You might hear huu wimbo in some speech for emphasis, but as a learner you should stick with wimbo huu as the standard, neutral form.
Nyumbani comes from:
- nyumba – house
- -ni – locative ending (“in / at / on”)
So:
- nyumba = a/the house (as a plain noun)
- nyumbani = in the house / at home
In this sentence, we want “at home”, i.e., a location, not just the word “house.”
Swahili often uses -ni to express “in/at/on” instead of a separate preposition.
Other examples:
- shule → shuleni – at school
- kanisa → kanisani – at church
- ofisi → ofisini – at the office
No.

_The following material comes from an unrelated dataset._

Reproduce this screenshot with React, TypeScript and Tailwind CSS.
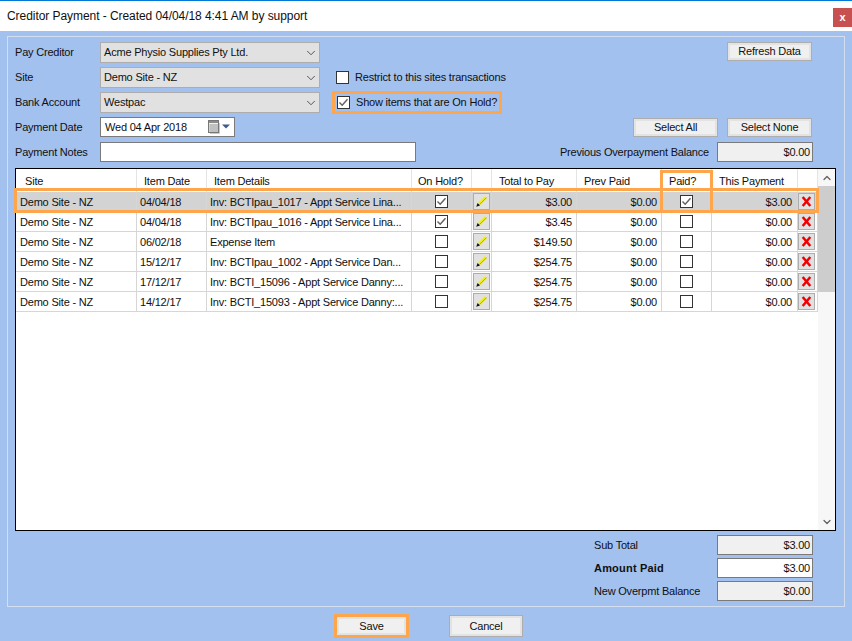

The idea of “at” is already contained in nyumbani:
- nyumba (house) + -ni (locative) → nyumbani = at home / in the house
So nyumbani jioni already means “at home in the evening”. Adding katika here would sound odd:
- ❌ katika nyumbani jioni – unnatural
- ✅ nyumbani jioni – natural
If you wanted to, you could say katika nyumba for “in a/the house” in some contexts, but nyumbani is by far the more natural way to say “at home”.
The usual neutral order in Swahili is:
Subject – Verb – Object – Place – Time
So:
- Sisi (subject)
- tutamalizia (verb)
- wimbo huu (object)
- nyumbani (place)
- jioni (time)
→ Sisi tutamalizia wimbo huu nyumbani jioni.
You can move the place and time phrases for emphasis, for example:
- Tutamalizia wimbo huu jioni nyumbani. – sounds a bit marked, emphasizing “in the evening at home”.
- Jioni tutamalizia wimbo huu nyumbani. – emphasizes “in the evening” first.
However, for a learner the safest, most natural pattern is:
... wimbo huu nyumbani jioni.
Jioni itself carries the meaning “in the evening / evening time.”
You don’t add a preposition like “in.” In Swahili, time-of-day words like:
- asubuhi – in the morning / morning
- mchana – in the afternoon / daytime
- jioni – in the evening
- usiku – at night
can stand alone at the end of the sentence:
- Tutamalizia wimbo huu nyumbani jioni.
→ We will finish this song at home in the evening.
So jioni already expresses “in the evening”; no extra word is needed.
Yes, and that is actually the more typical version.
- Tutamalizia wimbo huu nyumbani jioni. – Completely correct and natural.
Because tu- already means “we,” most sentences in Swahili do not use the separate pronoun unless there is emphasis or contrast.
Use Sisi if you want to stress:
- Sisi tutamalizia wimbo huu nyumbani jioni. – We (not someone else) will finish this song at home in the evening.
To make the future negative with “we,” you use hatuta- instead of tuta-:
- hatuta- = ha- (negative) + tu- (we) + ta- (future)
So:
- Sisi hatutamalizia wimbo huu nyumbani jioni.
= We will not finish this song at home in the evening.
You can also drop sisi if it’s not needed for emphasis:
- Hatutamalizia wimbo huu nyumbani jioni.
For standard, neutral Swahili, you should say:
- ✅ wimbo huu
The pattern noun + demonstrative is the normal one:
- wimbo huu – this song
- mtoto huyu – this child
- chakula hiki – this food
You may hear huu wimbo in some speech to put special emphasis on “this”, but it can sound marked or dialectal. As a learner, stick with wimbo huu in ordinary sentences like:
- Tutamalizia wimbo huu nyumbani jioni.